begin RECORDS TO USE

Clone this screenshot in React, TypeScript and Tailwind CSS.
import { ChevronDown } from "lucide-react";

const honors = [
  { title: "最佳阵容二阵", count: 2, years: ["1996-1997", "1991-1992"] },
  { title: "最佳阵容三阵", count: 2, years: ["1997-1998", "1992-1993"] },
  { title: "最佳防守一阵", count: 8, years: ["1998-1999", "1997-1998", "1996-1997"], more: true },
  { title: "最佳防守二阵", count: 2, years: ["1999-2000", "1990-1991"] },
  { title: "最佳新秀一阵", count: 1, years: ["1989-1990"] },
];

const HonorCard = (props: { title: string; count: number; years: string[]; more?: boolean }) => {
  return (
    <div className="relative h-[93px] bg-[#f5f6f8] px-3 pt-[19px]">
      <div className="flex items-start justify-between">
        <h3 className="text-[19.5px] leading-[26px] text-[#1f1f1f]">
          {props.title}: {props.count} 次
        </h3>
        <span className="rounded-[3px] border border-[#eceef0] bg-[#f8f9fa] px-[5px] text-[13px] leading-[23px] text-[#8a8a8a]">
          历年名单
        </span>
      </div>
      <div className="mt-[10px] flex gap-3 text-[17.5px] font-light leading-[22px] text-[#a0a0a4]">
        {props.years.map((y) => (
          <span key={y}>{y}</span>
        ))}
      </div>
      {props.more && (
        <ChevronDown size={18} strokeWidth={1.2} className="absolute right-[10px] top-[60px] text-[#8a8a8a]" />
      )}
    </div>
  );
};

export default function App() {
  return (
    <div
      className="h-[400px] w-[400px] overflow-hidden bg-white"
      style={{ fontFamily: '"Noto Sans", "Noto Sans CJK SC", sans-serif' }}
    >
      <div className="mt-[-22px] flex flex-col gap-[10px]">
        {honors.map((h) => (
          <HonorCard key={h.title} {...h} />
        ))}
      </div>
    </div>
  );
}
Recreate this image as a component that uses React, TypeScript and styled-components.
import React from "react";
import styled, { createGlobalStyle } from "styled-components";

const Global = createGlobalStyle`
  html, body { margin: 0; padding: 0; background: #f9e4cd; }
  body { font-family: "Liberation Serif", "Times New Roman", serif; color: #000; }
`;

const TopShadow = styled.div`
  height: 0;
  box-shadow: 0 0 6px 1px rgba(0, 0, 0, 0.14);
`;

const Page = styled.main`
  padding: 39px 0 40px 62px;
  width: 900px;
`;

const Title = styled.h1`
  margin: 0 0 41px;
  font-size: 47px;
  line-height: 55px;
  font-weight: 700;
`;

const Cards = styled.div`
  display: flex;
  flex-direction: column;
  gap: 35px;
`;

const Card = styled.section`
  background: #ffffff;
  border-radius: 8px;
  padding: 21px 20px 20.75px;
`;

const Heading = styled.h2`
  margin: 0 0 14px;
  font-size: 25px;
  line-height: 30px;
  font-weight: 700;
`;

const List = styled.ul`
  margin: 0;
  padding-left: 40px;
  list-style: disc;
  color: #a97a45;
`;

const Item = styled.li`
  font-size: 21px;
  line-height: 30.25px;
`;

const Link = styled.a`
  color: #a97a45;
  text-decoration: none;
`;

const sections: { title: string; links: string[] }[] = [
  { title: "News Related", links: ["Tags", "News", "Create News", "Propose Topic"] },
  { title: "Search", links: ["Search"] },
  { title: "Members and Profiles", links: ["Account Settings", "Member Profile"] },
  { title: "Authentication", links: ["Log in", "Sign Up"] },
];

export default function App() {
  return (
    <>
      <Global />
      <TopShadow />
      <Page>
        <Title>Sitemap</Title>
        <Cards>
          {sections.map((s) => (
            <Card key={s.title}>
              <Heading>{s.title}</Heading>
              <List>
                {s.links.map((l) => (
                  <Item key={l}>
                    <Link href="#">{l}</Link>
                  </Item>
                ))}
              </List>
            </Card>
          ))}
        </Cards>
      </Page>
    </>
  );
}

end RECORDS TO USE

_DIRECTIONS_
Your task is to transcribe the listing above in full, exactly as given.

_EXERCISE OUTPUT_
Clone this screenshot in React, TypeScript and Tailwind CSS.
import { ChevronDown } from "lucide-react";

const honors = [
  { title: "最佳阵容二阵", count: 2, years: ["1996-1997", "1991-1992"] },
  { title: "最佳阵容三阵", count: 2, years: ["1997-1998", "1992-1993"] },
  { title: "最佳防守一阵", count: 8, years: ["1998-1999", "1997-1998", "1996-1997"], more: true },
  { title: "最佳防守二阵", count: 2, years: ["1999-2000", "1990-1991"] },
  { title: "最佳新秀一阵", count: 1, years: ["1989-1990"] },
];

const HonorCard = (props: { title: string; count: number; years: string[]; more?: boolean }) => {
  return (
    <div className="relative h-[93px] bg-[#f5f6f8] px-3 pt-[19px]">
      <div className="flex items-start justify-between">
        <h3 className="text-[19.5px] leading-[26px] text-[#1f1f1f]">
          {props.title}: {props.count} 次
        </h3>
        <span className="rounded-[3px] border border-[#eceef0] bg-[#f8f9fa] px-[5px] text-[13px] leading-[23px] text-[#8a8a8a]">
          历年名单
        </span>
      </div>
      <div className="mt-[10px] flex gap-3 text-[17.5px] font-light leading-[22px] text-[#a0a0a4]">
        {props.years.map((y) => (
          <span key={y}>{y}</span>
        ))}
      </div>
      {props.more && (
        <ChevronDown size={18} strokeWidth={1.2} className="absolute right-[10px] top-[60px] text-[#8a8a8a]" />
      )}
    </div>
  );
};

export default function App() {
  return (
    <div
      className="h-[400px] w-[400px] overflow-hidden bg-white"
      style={{ fontFamily: '"Noto Sans", "Noto Sans CJK SC", sans-serif' }}
    >
      <div className="mt-[-22px] flex flex-col gap-[10px]">
        {honors.map((h) => (
          <HonorCard key={h.title} {...h} />
        ))}
      </div>
    </div>
  );
}
Recreate this image as a component that uses React, TypeScript and styled-components.
import React from "react";
import styled, { createGlobalStyle } from "styled-components";

const Global = createGlobalStyle`
  html, body { margin: 0; padding: 0; background: #f9e4cd; }
  body { font-family: "Liberation Serif", "Times New Roman", serif; color: #000; }
`;

const TopShadow = styled.div`
  height: 0;
  box-shadow: 0 0 6px 1px rgba(0, 0, 0, 0.14);
`;

const Page = styled.main`
  padding: 39px 0 40px 62px;
  width: 900px;
`;

const Title = styled.h1`
  margin: 0 0 41px;
  font-size: 47px;
  line-height: 55px;
  font-weight: 700;
`;

const Cards = styled.div`
  display: flex;
  flex-direction: column;
  gap: 35px;
`;

const Card = styled.section`
  background: #ffffff;
  border-radius: 8px;
  padding: 21px 20px 20.75px;
`;

const Heading = styled.h2`
  margin: 0 0 14px;
  font-size: 25px;
  line-height: 30px;
  font-weight: 700;
`;

const List = styled.ul`
  margin: 0;
  padding-left: 40px;
  list-style: disc;
  color: #a97a45;
`;

const Item = styled.li`
  font-size: 21px;
  line-height: 30.25px;
`;

const Link = styled.a`
  color: #a97a45;
  text-decoration: none;
`;

const sections: { title: string; links: string[] }[] = [
  { title: "News Related", links: ["Tags", "News", "Create News", "Propose Topic"] },
  { title: "Search", links: ["Search"] },
  { title: "Members and Profiles", links: ["Account Settings", "Member Profile"] },
  { title: "Authentication", links: ["Log in", "Sign Up"] },
];

export default function App() {
  return (
    <>
      <Global />
      <TopShadow />
      <Page>
        <Title>Sitemap</Title>
        <Cards>
          {sections.map((s) => (
            <Card key={s.title}>
              <Heading>{s.title}</Heading>
              <List>
                {s.links.map((l) => (
                  <Item key={l}>
                    <Link href="#">{l}</Link>
                  </Item>
                ))}
              </List>
            </Card>
          ))}
        </Cards>
      </Page>
    </>
  );
}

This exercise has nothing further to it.